--- START ROWS ---

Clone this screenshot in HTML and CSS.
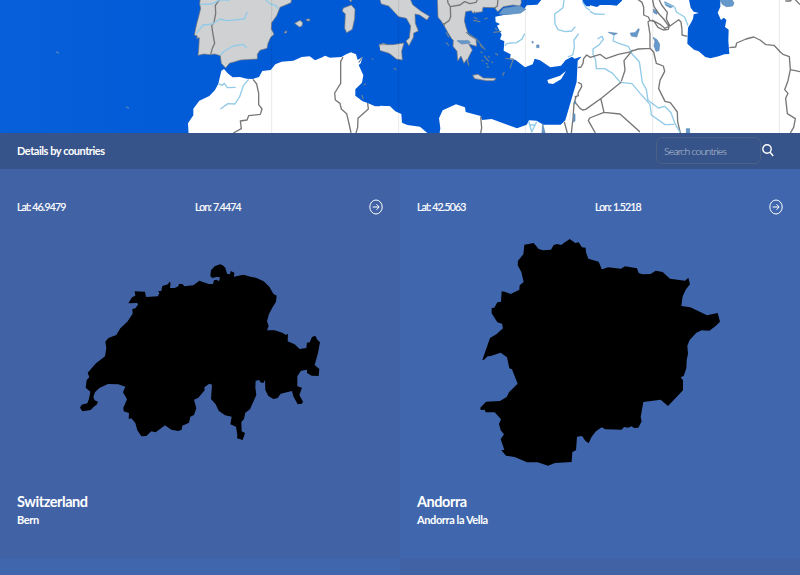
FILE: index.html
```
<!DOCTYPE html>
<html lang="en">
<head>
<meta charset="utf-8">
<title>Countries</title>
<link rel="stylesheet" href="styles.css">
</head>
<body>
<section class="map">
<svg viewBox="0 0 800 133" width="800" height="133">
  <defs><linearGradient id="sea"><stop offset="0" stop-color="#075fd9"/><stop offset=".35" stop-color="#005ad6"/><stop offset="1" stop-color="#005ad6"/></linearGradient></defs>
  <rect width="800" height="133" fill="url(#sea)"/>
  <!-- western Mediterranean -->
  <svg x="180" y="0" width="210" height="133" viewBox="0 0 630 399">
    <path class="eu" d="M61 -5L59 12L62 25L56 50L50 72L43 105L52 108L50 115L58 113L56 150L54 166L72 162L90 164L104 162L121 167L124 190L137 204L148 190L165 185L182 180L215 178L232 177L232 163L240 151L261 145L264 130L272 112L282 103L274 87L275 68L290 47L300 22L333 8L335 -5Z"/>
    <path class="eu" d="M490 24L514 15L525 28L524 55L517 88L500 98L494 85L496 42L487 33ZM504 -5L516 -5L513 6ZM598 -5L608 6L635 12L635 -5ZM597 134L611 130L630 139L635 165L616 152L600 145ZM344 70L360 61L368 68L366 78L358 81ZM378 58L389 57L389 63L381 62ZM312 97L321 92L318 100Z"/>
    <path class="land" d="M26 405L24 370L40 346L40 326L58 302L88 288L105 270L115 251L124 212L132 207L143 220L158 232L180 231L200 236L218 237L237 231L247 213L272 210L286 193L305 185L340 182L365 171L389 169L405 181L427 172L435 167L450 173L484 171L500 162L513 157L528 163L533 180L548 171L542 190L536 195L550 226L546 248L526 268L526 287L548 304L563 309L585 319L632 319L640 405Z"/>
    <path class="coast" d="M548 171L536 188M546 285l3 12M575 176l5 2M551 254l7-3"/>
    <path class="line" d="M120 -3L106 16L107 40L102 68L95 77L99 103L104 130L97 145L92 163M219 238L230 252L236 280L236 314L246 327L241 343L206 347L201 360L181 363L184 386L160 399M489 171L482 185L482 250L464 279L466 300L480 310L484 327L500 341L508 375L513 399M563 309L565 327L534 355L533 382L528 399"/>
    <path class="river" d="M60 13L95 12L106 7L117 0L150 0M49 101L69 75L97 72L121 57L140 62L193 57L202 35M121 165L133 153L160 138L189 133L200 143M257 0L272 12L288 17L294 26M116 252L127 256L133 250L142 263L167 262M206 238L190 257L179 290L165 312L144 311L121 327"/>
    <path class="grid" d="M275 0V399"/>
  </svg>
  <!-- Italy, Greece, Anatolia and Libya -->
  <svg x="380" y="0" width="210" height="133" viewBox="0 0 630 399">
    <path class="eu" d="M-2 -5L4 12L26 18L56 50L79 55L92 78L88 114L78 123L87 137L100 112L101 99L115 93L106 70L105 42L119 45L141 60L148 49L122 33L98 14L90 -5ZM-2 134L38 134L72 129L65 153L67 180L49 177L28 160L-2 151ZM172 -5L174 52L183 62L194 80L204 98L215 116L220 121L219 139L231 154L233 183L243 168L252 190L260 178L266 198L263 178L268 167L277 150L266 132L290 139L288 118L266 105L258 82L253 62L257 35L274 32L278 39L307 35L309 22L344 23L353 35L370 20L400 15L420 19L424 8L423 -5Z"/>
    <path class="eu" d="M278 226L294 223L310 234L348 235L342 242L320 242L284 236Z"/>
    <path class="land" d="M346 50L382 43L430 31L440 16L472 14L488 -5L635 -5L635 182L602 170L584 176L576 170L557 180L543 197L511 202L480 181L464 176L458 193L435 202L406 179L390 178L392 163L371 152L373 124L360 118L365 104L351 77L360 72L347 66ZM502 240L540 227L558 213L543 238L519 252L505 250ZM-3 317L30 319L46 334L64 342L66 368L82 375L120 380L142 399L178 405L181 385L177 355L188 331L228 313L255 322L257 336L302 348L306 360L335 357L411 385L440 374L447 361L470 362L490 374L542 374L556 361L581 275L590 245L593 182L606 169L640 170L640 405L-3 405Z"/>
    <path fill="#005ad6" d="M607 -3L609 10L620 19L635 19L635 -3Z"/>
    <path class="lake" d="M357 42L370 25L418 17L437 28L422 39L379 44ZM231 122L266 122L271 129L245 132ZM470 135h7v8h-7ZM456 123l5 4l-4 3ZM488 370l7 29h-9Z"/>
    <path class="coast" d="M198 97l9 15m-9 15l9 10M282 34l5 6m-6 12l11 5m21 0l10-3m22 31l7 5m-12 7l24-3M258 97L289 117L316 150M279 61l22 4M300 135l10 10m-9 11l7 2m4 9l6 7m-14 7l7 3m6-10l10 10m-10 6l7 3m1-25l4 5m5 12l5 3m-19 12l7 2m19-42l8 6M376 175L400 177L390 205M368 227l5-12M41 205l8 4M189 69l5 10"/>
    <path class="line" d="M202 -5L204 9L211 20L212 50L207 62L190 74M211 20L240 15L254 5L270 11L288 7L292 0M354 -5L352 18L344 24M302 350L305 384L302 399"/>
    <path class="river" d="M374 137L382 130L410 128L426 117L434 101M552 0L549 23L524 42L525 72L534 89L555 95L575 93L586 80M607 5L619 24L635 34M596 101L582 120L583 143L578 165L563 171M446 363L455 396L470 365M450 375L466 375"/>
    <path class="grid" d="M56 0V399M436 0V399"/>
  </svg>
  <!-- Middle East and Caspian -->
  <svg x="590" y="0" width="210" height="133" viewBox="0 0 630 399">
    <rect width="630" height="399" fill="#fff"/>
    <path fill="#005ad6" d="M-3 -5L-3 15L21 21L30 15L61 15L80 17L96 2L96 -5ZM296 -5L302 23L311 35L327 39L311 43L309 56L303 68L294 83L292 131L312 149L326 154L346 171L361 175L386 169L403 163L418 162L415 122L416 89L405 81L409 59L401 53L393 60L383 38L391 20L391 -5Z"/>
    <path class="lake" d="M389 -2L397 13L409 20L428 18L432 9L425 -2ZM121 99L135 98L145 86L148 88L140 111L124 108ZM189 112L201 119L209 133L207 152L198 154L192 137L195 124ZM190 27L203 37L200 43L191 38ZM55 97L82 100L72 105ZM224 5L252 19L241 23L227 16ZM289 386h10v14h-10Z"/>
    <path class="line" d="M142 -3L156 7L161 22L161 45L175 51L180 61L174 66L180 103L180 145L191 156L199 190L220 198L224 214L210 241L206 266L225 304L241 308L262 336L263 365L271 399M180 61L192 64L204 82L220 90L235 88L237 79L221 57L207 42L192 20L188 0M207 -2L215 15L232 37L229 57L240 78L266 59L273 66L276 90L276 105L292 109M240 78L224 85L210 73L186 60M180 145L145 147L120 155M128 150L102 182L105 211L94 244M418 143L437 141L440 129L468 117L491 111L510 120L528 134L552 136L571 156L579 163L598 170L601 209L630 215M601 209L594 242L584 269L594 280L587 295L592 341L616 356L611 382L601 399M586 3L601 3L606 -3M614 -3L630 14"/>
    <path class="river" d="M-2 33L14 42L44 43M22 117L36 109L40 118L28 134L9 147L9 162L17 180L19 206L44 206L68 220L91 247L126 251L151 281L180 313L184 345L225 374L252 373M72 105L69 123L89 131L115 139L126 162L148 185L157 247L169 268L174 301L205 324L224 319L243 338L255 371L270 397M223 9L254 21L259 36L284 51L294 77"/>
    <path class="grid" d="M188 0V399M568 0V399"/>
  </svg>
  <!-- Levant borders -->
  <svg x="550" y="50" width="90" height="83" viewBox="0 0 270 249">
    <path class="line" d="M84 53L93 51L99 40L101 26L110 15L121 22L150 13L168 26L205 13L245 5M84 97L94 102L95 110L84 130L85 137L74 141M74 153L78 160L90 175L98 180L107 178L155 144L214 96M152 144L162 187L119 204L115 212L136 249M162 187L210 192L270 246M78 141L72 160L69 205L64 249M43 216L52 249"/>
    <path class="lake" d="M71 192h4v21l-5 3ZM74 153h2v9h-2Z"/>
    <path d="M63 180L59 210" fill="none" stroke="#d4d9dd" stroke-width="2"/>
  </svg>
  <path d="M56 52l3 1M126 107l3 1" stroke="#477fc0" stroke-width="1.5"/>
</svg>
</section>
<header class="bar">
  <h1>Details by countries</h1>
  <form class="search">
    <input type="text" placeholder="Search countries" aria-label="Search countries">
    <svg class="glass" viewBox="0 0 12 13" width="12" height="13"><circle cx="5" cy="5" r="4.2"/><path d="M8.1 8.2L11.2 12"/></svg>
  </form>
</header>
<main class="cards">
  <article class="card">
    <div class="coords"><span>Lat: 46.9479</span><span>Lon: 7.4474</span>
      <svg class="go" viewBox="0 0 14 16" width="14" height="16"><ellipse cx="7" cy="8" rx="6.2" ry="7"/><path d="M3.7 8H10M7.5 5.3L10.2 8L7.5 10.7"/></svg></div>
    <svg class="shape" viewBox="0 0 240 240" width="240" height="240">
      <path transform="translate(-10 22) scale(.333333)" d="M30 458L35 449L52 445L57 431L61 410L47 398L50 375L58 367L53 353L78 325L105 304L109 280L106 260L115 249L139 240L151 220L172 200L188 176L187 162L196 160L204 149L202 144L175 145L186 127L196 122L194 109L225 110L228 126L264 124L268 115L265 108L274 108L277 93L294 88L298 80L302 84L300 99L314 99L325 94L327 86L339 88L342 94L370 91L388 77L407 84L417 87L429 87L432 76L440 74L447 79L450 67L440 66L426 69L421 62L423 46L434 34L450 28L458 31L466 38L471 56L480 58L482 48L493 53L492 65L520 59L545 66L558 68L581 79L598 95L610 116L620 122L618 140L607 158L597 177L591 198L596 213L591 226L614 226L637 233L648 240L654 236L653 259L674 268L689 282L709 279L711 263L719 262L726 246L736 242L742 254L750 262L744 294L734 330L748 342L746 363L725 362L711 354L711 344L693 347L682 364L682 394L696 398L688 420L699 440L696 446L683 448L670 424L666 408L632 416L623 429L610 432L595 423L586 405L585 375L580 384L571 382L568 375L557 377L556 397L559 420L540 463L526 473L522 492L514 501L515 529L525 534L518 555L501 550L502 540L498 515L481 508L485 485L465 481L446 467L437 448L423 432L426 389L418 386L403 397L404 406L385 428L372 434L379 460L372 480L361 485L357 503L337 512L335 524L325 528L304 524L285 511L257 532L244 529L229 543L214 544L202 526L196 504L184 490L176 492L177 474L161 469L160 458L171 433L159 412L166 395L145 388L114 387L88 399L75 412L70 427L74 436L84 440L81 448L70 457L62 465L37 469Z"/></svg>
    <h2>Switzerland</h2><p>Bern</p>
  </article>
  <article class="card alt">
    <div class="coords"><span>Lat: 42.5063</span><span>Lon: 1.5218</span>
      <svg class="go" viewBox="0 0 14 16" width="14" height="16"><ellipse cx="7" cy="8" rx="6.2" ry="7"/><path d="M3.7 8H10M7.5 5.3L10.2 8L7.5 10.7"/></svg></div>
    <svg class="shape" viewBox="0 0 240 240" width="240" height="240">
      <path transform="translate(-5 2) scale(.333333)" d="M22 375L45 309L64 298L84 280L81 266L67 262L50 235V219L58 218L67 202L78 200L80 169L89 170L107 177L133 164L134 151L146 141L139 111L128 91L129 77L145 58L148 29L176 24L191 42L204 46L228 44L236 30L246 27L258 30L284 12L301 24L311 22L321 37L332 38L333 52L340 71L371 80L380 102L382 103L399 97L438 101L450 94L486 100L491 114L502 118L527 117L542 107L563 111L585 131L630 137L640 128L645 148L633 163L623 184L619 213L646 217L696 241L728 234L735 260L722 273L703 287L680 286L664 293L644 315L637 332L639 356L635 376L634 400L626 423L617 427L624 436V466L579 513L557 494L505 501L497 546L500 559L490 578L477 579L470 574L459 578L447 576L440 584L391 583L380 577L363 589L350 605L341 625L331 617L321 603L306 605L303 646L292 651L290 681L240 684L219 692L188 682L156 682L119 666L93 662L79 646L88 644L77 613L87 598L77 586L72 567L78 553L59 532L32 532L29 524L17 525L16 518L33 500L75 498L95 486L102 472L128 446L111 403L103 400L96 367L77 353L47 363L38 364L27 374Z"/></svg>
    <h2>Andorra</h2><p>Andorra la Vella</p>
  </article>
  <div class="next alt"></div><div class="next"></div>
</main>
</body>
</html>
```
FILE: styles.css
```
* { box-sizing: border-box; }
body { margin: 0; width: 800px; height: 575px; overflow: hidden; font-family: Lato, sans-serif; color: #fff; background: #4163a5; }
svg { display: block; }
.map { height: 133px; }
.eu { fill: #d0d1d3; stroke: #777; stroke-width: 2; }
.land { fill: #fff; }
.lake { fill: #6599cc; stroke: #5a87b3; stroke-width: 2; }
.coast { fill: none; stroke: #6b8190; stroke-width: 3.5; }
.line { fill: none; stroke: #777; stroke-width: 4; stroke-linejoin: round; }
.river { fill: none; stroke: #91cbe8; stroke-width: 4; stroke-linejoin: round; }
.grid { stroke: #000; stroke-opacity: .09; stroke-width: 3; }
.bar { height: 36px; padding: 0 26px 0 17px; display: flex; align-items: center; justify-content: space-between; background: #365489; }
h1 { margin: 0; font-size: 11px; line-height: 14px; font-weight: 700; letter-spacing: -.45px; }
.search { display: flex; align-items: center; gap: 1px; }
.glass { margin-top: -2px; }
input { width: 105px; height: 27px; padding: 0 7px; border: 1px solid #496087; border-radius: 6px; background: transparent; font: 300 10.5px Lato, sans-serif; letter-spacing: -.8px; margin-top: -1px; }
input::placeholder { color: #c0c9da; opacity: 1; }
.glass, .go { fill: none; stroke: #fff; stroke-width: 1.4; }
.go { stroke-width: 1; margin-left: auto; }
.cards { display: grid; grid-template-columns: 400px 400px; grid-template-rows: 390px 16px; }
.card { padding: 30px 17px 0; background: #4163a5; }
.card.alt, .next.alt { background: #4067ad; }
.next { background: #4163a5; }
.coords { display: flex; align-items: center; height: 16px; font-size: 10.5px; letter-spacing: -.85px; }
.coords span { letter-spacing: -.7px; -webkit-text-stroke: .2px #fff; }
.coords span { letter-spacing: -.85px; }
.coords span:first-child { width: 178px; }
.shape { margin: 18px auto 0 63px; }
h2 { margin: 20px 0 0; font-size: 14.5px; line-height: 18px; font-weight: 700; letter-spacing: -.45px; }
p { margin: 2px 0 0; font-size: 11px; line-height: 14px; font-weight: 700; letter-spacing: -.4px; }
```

--- END ROWS ---
--- START ROWS ---

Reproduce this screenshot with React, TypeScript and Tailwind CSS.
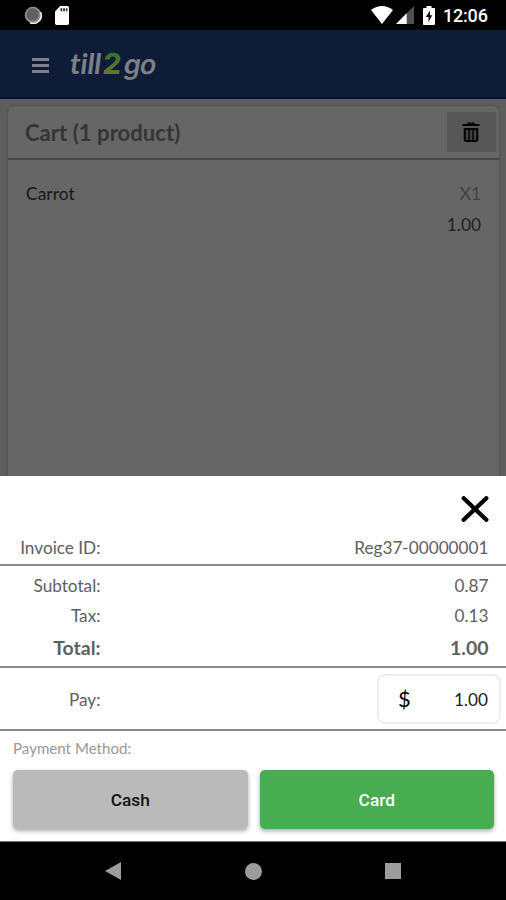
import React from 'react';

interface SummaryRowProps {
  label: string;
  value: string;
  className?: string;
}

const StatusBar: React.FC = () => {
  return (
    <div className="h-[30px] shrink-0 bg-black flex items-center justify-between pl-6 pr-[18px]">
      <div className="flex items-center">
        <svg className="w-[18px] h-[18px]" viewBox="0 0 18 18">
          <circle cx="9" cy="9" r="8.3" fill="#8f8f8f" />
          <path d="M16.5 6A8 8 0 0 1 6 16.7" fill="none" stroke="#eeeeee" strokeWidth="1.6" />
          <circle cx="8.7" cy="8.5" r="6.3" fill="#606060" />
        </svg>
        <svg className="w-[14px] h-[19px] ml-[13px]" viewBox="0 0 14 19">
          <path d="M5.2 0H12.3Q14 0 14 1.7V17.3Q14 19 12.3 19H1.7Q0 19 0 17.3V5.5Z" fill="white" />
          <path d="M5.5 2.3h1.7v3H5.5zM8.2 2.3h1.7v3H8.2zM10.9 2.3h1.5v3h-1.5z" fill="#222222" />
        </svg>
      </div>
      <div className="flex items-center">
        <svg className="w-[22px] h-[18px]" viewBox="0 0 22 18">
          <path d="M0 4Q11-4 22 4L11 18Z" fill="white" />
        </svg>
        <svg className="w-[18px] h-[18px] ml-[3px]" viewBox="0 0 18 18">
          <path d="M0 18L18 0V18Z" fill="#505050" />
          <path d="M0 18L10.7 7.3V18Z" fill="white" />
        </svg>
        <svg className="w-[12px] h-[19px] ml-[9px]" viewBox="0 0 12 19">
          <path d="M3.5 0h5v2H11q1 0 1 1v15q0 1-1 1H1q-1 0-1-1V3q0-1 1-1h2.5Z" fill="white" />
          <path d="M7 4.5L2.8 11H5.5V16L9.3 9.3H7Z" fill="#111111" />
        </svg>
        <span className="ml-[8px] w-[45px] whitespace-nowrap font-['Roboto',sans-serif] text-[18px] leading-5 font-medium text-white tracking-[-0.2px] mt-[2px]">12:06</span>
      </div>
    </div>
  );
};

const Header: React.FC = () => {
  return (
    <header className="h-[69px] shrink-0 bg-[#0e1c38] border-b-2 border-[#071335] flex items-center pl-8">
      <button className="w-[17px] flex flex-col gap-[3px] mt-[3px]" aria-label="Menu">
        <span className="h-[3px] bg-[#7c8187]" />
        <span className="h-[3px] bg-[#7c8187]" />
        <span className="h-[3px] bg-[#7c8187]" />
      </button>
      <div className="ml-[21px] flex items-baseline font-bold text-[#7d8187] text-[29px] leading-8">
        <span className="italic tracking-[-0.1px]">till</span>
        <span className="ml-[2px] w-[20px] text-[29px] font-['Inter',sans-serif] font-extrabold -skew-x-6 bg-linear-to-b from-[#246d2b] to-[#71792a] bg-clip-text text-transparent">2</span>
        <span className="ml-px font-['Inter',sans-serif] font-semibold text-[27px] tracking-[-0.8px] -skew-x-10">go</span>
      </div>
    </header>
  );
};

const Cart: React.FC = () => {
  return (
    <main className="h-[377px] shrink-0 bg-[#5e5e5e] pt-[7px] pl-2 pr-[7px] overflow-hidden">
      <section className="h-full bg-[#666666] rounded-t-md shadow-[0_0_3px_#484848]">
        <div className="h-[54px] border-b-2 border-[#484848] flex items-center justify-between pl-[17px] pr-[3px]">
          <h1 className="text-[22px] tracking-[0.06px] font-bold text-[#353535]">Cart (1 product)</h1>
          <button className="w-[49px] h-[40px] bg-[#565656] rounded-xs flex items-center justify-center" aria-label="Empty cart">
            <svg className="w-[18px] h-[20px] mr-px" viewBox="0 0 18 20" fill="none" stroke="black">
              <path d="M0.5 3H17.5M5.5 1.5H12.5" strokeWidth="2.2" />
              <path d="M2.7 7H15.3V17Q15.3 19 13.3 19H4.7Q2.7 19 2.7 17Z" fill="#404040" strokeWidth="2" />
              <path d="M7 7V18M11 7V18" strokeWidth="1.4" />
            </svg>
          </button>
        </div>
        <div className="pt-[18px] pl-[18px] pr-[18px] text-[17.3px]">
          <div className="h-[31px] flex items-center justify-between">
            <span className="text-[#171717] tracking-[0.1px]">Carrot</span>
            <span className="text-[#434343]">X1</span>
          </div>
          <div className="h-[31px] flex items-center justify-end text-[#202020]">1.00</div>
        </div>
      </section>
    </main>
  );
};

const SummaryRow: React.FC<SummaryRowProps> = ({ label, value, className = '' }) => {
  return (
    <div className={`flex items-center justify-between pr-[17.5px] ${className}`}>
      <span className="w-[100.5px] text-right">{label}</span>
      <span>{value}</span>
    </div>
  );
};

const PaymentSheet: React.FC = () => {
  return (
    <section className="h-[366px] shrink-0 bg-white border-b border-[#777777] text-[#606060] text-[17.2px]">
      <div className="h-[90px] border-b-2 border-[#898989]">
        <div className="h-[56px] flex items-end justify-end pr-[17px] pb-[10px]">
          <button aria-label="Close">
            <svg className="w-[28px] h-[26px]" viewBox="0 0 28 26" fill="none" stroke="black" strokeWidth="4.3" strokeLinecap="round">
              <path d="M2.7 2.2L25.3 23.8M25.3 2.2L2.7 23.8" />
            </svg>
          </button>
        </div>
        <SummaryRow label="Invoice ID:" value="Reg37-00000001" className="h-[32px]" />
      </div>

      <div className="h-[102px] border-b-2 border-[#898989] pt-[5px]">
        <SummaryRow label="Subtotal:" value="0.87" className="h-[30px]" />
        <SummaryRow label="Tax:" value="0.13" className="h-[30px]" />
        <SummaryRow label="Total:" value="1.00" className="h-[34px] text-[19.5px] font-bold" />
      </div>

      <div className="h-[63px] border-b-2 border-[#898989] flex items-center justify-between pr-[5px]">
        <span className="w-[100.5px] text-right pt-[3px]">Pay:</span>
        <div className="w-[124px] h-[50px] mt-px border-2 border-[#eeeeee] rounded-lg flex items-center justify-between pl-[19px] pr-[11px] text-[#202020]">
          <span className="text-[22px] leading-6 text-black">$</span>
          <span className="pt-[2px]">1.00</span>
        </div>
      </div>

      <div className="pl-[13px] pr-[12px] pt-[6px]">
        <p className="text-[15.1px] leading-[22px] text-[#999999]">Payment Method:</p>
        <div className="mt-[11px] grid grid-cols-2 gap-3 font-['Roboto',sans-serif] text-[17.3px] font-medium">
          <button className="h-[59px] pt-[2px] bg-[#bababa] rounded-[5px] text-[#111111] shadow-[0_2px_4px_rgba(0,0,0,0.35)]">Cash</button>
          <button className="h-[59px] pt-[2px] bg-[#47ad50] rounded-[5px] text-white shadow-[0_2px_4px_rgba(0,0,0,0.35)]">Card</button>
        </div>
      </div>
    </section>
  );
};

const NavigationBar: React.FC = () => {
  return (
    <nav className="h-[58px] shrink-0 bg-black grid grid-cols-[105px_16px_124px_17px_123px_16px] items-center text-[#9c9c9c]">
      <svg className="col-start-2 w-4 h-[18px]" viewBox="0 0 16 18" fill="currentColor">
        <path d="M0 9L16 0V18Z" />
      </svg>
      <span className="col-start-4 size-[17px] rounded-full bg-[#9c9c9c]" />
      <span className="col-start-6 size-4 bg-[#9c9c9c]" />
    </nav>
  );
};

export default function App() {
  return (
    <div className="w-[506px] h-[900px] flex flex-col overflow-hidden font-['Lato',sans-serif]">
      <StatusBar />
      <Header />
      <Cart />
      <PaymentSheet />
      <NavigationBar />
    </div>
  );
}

--- END ROWS ---

## EXERCISE GOAL
Gather each line in the data that holds the string "React".

## ANSWER TO THIS EXERCISE
Reproduce this screenshot with React, TypeScript and Tailwind CSS.
import React from 'react';
const StatusBar: React.FC = () => {
const Header: React.FC = () => {
const Cart: React.FC = () => {
const SummaryRow: React.FC<SummaryRowProps> = ({ label, value, className = '' }) => {
const PaymentSheet: React.FC = () => {
const NavigationBar: React.FC = () => {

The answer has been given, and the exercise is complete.